- _DIRECTIONS FOR THIS TASK_
Extract each line of the material that follows exactly and omit its pictures.

┄┄┄┄┄┄┄┄┄┄┄┄┄┄┄┄┄┄┄┄

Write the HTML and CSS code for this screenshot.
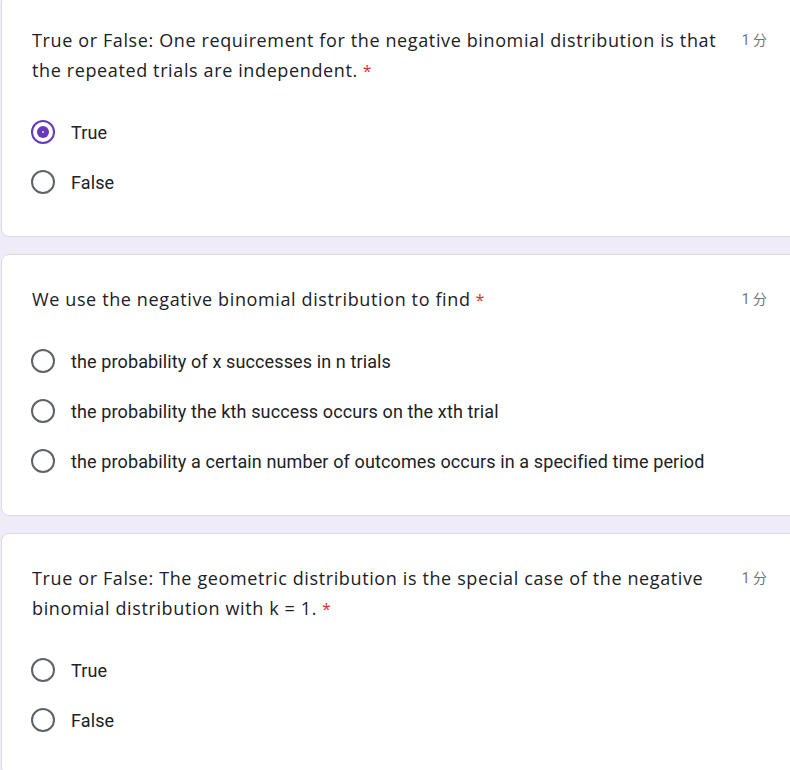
FILE: index.html
```html
<!DOCTYPE html>
<html lang="zh-CN">
<head>
  <meta charset="UTF-8">
  <meta name="viewport" content="width=device-width, initial-scale=1.0">
  <title>Negative binomial quiz</title>
  <link rel="stylesheet" href="styles.css">
</head>
<body>
  <div class="form">

    <div class="card first">
      <div class="question">
        <div class="title">True or False: One requirement for the negative binomial distribution is that the repeated trials are independent.<span class="required">*</span></div>
        <div class="points">1 分</div>
      </div>
      <div class="options">
        <label class="option"><span class="radio checked"></span><span class="label">True</span></label>
        <label class="option"><span class="radio"></span><span class="label">False</span></label>
      </div>
    </div>

    <div class="card">
      <div class="question">
        <div class="title">We use the negative binomial distribution to find<span class="required">*</span></div>
        <div class="points">1 分</div>
      </div>
      <div class="options">
        <label class="option"><span class="radio"></span><span class="label">the probability of x successes in n trials</span></label>
        <label class="option"><span class="radio"></span><span class="label">the probability the kth success occurs on the xth trial</span></label>
        <label class="option"><span class="radio"></span><span class="label">the probability a certain number of outcomes occurs in a specified time period</span></label>
      </div>
    </div>

    <div class="card">
      <div class="question">
        <div class="title">True or False: The geometric distribution is the special case of the negative binomial distribution with k = 1.<span class="required">*</span></div>
        <div class="points">1 分</div>
      </div>
      <div class="options">
        <label class="option"><span class="radio"></span><span class="label">True</span></label>
        <label class="option"><span class="radio"></span><span class="label">False</span></label>
      </div>
    </div>

  </div>
</body>
</html>
```

FILE: styles.css
```css
* {
  margin: 0;
  padding: 0;
  box-sizing: border-box;
}

body {
  background: #f0ebf8;
  overflow: hidden;
  font-family: Roboto, 'Liberation Sans', Arial, sans-serif;
  color: #202124;
}

.form {
  width: 810px;
  padding-left: 1px;
}

.card {
  background: #fff;
  border: 1px solid #dadce0;
  border-radius: 8px;
  padding: 29px 42px 29px 30px;
  margin-bottom: 17px;
}

.card.first {
  margin-top: -5px;
}

.question {
  display: flex;
  align-items: flex-start;
}

.title {
  flex: 1;
  font-family: 'Open Sans', 'Liberation Sans', sans-serif;
  font-size: 18px;
  line-height: 30px;
  letter-spacing: 0.62px;
}

.required {
  color: #d93025;
  font-size: 16px;
  line-height: 1;
  letter-spacing: 0;
  margin-left: 5px;
}

.points {
  margin-left: 10px;
  font-family: Roboto, 'Noto Sans CJK SC', sans-serif;
  font-size: 14px;
  line-height: 30px;
  color: #70757a;
  white-space: nowrap;
}

.options {
  margin-top: 22px;
}

.option {
  display: flex;
  align-items: center;
  height: 50px;
}

.radio {
  width: 24px;
  height: 24px;
  margin-left: -1px;
  margin-right: 16px;
  border: 2.5px solid #5f6368;
  border-radius: 50%;
  display: flex;
  justify-content: center;
  align-items: center;
  flex-shrink: 0;
}

.radio.checked {
  border-color: #673ab7;
}

.radio.checked::after {
  content: '';
  width: 12px;
  height: 12px;
  border-radius: 50%;
  background: radial-gradient(circle, #c9b8e8 0, #c9b8e8 1px, #673ab7 1.5px);
}

.label {
  font-size: 18px;
  letter-spacing: 0.12px;
}
```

┄┄┄┄┄┄┄┄┄┄┄┄┄┄┄┄┄┄┄┄

- _OUTPUT BELOW_
Write the HTML and CSS code for this screenshot.
FILE: index.html
```html
<!DOCTYPE html>
<html lang="zh-CN">
<head>
  <meta charset="UTF-8">
  <meta name="viewport" content="width=device-width, initial-scale=1.0">
  <title>Negative binomial quiz</title>
  <link rel="stylesheet" href="styles.css">
</head>
<body>
  <div class="form">

    <div class="card first">
      <div class="question">
        <div class="title">True or False: One requirement for the negative binomial distribution is that the repeated trials are independent.<span class="required">*</span></div>
        <div class="points">1 分</div>
      </div>
      <div class="options">
        <label class="option"><span class="radio checked"></span><span class="label">True</span></label>
        <label class="option"><span class="radio"></span><span class="label">False</span></label>
      </div>
    </div>

    <div class="card">
      <div class="question">
        <div class="title">We use the negative binomial distribution to find<span class="required">*</span></div>
        <div class="points">1 分</div>
      </div>
      <div class="options">
        <label class="option"><span class="radio"></span><span class="label">the probability of x successes in n trials</span></label>
        <label class="option"><span class="radio"></span><span class="label">the probability the kth success occurs on the xth trial</span></label>
        <label class="option"><span class="radio"></span><span class="label">the probability a certain number of outcomes occurs in a specified time period</span></label>
      </div>
    </div>

    <div class="card">
      <div class="question">
        <div class="title">True or False: The geometric distribution is the special case of the negative binomial distribution with k = 1.<span class="required">*</span></div>
        <div class="points">1 分</div>
      </div>
      <div class="options">
        <label class="option"><span class="radio"></span><span class="label">True</span></label>
        <label class="option"><span class="radio"></span><span class="label">False</span></label>
      </div>
    </div>

  </div>
</body>
</html>
```

FILE: styles.css
```css
* {
  margin: 0;
  padding: 0;
  box-sizing: border-box;
}

body {
  background: #f0ebf8;
  overflow: hidden;
  font-family: Roboto, 'Liberation Sans', Arial, sans-serif;
  color: #202124;
}

.form {
  width: 810px;
  padding-left: 1px;
}

.card {
  background: #fff;
  border: 1px solid #dadce0;
  border-radius: 8px;
  padding: 29px 42px 29px 30px;
  margin-bottom: 17px;
}

.card.first {
  margin-top: -5px;
}

.question {
  display: flex;
  align-items: flex-start;
}

.title {
  flex: 1;
  font-family: 'Open Sans', 'Liberation Sans', sans-serif;
  font-size: 18px;
  line-height: 30px;
  letter-spacing: 0.62px;
}

.required {
  color: #d93025;
  font-size: 16px;
  line-height: 1;
  letter-spacing: 0;
  margin-left: 5px;
}

.points {
  margin-left: 10px;
  font-family: Roboto, 'Noto Sans CJK SC', sans-serif;
  font-size: 14px;
  line-height: 30px;
  color: #70757a;
  white-space: nowrap;
}

.options {
  margin-top: 22px;
}

.option {
  display: flex;
  align-items: center;
  height: 50px;
}

.radio {
  width: 24px;
  height: 24px;
  margin-left: -1px;
  margin-right: 16px;
  border: 2.5px solid #5f6368;
  border-radius: 50%;
  display: flex;
  justify-content: center;
  align-items: center;
  flex-shrink: 0;
}

.radio.checked {
  border-color: #673ab7;
}

.radio.checked::after {
  content: '';
  width: 12px;
  height: 12px;
  border-radius: 50%;
  background: radial-gradient(circle, #c9b8e8 0, #c9b8e8 1px, #673ab7 1.5px);
}

.label {
  font-size: 18px;
  letter-spacing: 0.12px;
}
```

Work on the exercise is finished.